■ WHAT TO DO
Identify all lines below that hold "with" and collect them.

■ DATASET
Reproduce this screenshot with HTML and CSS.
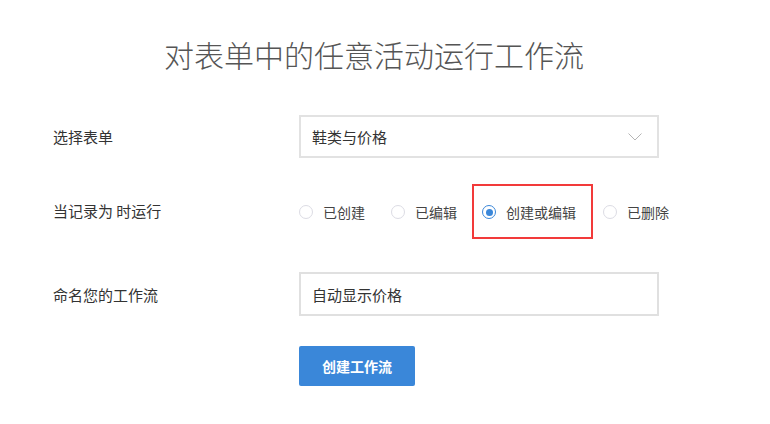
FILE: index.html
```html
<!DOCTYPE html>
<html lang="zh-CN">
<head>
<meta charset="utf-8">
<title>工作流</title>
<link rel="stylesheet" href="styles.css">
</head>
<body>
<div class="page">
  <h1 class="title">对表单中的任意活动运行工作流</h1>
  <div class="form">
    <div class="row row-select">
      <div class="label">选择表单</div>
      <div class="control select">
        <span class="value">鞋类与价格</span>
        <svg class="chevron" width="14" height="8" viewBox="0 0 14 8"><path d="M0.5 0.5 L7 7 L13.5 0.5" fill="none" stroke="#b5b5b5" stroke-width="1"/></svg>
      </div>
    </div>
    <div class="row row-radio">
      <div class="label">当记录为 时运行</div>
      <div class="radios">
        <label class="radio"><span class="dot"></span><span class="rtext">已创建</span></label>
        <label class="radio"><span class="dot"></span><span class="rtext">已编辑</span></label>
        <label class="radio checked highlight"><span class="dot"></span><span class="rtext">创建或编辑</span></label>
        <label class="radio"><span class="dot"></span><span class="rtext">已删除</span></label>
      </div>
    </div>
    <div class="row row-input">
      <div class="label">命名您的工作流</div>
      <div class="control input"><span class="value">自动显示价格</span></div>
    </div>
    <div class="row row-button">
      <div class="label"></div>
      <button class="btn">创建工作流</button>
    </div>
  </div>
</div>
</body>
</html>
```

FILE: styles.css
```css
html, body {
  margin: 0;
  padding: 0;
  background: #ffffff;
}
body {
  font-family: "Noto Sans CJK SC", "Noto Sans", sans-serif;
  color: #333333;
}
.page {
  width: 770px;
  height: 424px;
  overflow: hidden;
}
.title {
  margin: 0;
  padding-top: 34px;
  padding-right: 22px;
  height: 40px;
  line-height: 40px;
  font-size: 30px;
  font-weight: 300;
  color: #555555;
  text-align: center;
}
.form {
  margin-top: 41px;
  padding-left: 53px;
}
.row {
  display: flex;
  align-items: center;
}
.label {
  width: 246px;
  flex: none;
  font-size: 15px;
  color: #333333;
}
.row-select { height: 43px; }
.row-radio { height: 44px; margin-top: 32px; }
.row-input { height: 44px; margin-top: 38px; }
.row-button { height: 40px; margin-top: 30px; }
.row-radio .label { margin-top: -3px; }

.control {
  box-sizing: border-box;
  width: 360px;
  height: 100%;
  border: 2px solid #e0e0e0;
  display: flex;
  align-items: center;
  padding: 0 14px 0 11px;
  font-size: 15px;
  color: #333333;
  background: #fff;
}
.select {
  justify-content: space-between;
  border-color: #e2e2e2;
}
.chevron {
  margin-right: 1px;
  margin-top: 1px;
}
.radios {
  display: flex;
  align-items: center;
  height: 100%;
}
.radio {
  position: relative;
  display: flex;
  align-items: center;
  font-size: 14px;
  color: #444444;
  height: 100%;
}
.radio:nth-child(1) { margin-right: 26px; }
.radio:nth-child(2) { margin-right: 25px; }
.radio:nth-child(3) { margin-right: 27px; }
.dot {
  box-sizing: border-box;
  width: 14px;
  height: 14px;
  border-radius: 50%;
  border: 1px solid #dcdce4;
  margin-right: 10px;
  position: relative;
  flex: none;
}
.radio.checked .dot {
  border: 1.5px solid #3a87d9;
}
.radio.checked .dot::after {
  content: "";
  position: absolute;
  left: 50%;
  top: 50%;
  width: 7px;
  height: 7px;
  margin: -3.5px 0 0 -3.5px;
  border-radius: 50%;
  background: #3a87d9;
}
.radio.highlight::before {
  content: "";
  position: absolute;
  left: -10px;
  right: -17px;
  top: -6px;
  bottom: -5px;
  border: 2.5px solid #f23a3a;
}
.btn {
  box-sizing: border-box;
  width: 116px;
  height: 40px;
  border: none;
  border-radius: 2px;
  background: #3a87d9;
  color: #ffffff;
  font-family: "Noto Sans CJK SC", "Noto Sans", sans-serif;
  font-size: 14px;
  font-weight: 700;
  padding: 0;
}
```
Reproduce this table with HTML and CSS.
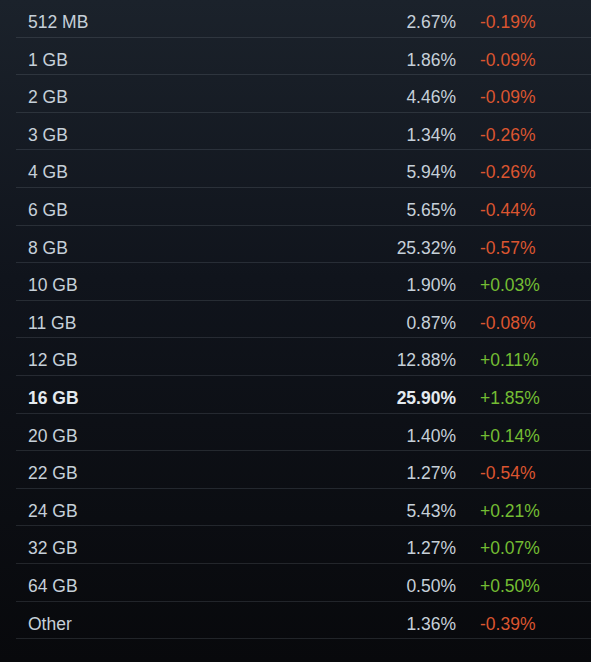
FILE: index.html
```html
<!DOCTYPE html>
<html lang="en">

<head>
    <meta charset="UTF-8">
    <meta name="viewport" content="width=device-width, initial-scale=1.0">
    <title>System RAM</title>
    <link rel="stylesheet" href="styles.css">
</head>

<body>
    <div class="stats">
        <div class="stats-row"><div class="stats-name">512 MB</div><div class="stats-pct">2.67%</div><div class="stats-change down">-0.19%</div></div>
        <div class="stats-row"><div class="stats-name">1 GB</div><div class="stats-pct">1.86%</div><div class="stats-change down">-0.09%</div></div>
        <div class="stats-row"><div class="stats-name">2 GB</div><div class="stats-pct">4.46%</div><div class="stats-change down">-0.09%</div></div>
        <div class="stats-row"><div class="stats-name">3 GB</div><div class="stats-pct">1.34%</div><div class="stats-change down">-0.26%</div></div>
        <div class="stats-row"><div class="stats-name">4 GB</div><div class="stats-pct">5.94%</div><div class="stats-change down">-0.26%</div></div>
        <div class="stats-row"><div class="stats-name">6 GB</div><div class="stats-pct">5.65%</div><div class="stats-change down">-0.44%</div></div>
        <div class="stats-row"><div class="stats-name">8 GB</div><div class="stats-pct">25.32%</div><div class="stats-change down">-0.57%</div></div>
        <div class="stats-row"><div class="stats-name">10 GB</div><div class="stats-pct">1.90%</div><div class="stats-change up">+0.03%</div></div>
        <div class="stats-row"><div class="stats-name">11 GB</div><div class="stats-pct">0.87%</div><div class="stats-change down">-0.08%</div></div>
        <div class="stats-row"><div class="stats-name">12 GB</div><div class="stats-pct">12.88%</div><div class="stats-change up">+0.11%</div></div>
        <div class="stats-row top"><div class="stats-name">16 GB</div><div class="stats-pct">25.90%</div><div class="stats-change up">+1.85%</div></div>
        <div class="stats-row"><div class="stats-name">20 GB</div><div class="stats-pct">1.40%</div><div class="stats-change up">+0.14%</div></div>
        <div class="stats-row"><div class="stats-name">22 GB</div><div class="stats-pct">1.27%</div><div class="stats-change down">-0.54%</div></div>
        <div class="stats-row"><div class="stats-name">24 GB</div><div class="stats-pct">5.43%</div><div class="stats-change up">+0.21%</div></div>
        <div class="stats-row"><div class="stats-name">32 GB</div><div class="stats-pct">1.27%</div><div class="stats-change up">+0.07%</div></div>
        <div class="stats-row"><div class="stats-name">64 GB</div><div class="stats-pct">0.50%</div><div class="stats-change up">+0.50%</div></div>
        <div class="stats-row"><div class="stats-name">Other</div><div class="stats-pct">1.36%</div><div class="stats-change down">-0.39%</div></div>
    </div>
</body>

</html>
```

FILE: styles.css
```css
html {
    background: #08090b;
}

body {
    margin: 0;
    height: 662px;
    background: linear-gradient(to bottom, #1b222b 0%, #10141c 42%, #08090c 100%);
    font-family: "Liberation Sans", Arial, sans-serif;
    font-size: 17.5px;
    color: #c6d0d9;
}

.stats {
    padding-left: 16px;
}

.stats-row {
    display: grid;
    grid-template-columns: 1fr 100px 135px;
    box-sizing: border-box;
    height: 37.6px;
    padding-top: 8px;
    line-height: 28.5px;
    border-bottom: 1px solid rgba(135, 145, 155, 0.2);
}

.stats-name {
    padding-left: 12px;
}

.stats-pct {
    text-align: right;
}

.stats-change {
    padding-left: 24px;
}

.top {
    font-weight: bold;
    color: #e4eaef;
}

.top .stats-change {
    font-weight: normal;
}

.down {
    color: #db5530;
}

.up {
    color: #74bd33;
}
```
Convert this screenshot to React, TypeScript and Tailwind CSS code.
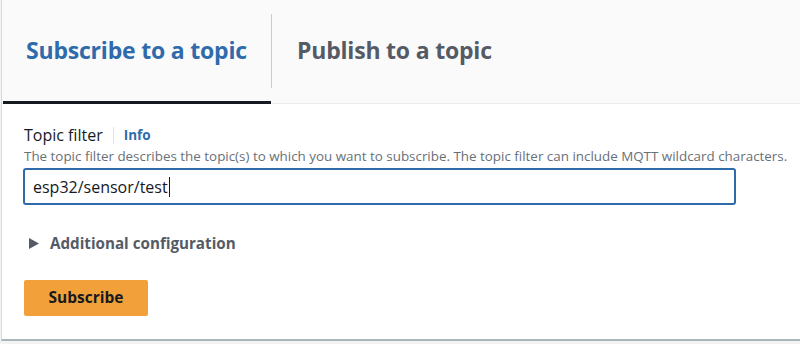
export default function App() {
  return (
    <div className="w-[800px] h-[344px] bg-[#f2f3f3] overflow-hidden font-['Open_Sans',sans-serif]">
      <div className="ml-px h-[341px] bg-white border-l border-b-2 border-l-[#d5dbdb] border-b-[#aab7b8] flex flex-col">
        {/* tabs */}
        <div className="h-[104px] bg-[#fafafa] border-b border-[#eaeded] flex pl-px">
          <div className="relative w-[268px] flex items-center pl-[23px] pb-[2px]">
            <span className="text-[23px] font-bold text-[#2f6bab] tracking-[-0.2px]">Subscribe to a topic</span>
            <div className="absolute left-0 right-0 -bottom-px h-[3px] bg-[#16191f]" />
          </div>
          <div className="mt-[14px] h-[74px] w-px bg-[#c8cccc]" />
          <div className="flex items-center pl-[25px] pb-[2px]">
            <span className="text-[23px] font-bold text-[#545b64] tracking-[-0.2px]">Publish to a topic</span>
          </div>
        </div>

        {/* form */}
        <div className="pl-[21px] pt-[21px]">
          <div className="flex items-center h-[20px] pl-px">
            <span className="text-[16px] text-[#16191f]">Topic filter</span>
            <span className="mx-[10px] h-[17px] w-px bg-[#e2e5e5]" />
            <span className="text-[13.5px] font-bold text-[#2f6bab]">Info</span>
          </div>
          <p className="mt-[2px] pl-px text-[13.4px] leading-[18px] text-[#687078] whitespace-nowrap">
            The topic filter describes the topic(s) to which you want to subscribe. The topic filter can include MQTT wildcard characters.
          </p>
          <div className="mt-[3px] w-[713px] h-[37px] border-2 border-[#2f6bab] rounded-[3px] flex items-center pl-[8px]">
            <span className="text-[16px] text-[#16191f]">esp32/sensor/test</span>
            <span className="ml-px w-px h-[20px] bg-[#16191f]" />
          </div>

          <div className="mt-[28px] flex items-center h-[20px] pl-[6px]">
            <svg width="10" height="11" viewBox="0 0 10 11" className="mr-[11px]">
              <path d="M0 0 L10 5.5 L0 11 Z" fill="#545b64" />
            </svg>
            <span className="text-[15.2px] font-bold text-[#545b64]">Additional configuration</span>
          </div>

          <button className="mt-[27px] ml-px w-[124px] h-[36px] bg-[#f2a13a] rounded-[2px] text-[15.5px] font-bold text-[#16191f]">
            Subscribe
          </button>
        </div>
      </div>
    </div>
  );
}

■ ANSWER FOR THIS EXERCISE
Reproduce this screenshot with HTML and CSS.
Reproduce this table with HTML and CSS.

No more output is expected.